Today, young adults often feel lost and lack basic life skills.
‘Home Economics’ or ‘Family and Consumer Sciences’ taught life skills in seven main areas. These, according to ACH News were:
- Cooking
- Child Development
- Education and community awareness
- Home management and design
- Sewing and textiles
- Budgeting and economics
- Health and hygiene
Nowadays, children who do not take these classes go on to university only to find out that they do not know basic life skills and how to take care of themselves. For almost everything, young adults turn to Google and Youtube, scrolling through endless “How to” articles and videos. As a result, many argue that Home Economics classes need to be brought back. Of course, they need to be different from what they were years ago in the 50s; that is, both genders need to take the class and learn the same things.
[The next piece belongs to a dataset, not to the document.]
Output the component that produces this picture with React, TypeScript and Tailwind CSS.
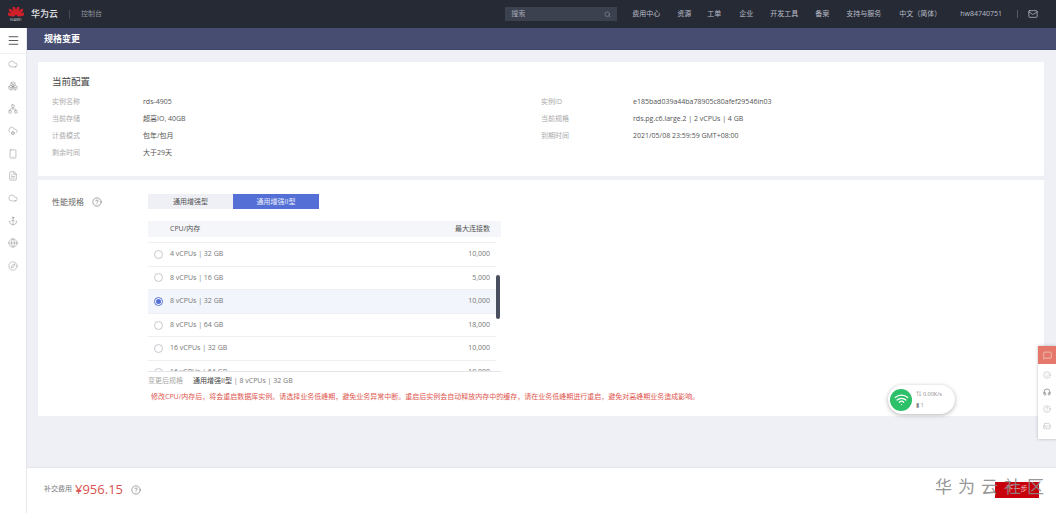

Young adults are ashamed to admit that they want to learn.
Learning how to make rice at the age of 20 is a profoundly embarrassing experience as you realize that you lack basic survival skills. Adeline Dimond, a writer for Medium, explains her mixed feelings about wanting to learn how to ‘run a household’ as her grandmother and mother were first and second-wave feminists:
Mom was well meaning but perhaps confused, operating under the loose theory that if learned to cook, sew or otherwise “run a household” I would somehow end up somebody’s housewife, a wolftrap of womanhood second-wave feminism was desperately trying to unlock. Home Ec was a painful reminder that female and male labor was different, and maybe always would be.
Home economics teaches children more than most AP classes do.
While AP history or calculus teach students valuable information, they do not teach them how to survive. The world we currently live in is stressful, fast-paced, and chaotic. Learning home economics in school would take a huge weight off the shoulders of young adults as they do not have to learn basic life skills on their own and with the help of the Internet. Caitlyn Clancey explains that after encountering students who did not know what property taxes were, University professor Marti Harvey commented on the need for Home Economics classes:
It’s a failing of our educational system that students don’t leave high school with this basic understanding, among other things. That’s why we need to bring back the old home economics class. Call it ‘Skills for Life’ and make it mandatory in high schools. […] Teach basic economics along with budgeting, comparison shopping, basic cooking skills, and time management.
Give them a better start in real life than they get now.